A look at the focus group results and Deathfire’s final titlePosted by Guido ·
A few weeks ago we ran a small focus group among Deathfire fans, as you may remember. Many of you have been eager to hear about the results of this focus group and as I had promised, today I want to share with you a closer look at the outcome.
The focus group was designed to help us find a final name for the game. Deathfire has always been a spur-of-the-moment kind of name that we used as a project title for lack of a better alternative. In the time leading up to the focus group, we made lists of other titles that we liked, and began whittling them down. We voted over and over again to slim down the selections, and to get something that we felt represented the game the best.

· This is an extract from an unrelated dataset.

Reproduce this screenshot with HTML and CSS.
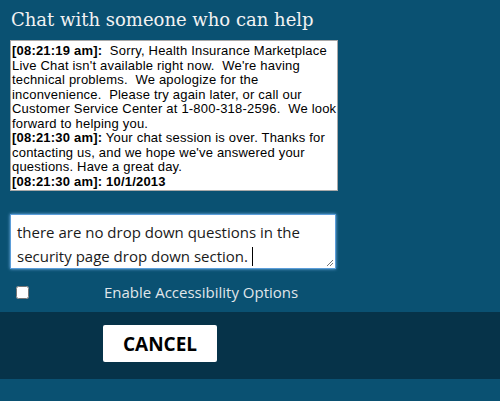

Then we put together a series of questions that would allow us to gauge people’s response to certain keywords and names we had on our ultimate shortlist. And that is how we entered the focus group…
We asked people to give us impressions on titles such as Deathfire, Nethermancer, Endergast, Realms of the Beyond and Ruins of Nethermore without giving them any explanation what these words might mean in the context of a game. We simply wanted to get people’s reactions and thoughts on those words. The responses were very interesting and, in many ways, reflected our own impressions. But there were also some interesting and unexpected trends evident. For many, for example, “Deathfire” indicated a game that did not sound like a role-playing game at all. We had not expected that, but what was uniquely striking was the fact that almost everyone associated this particular title with an action-oriented game.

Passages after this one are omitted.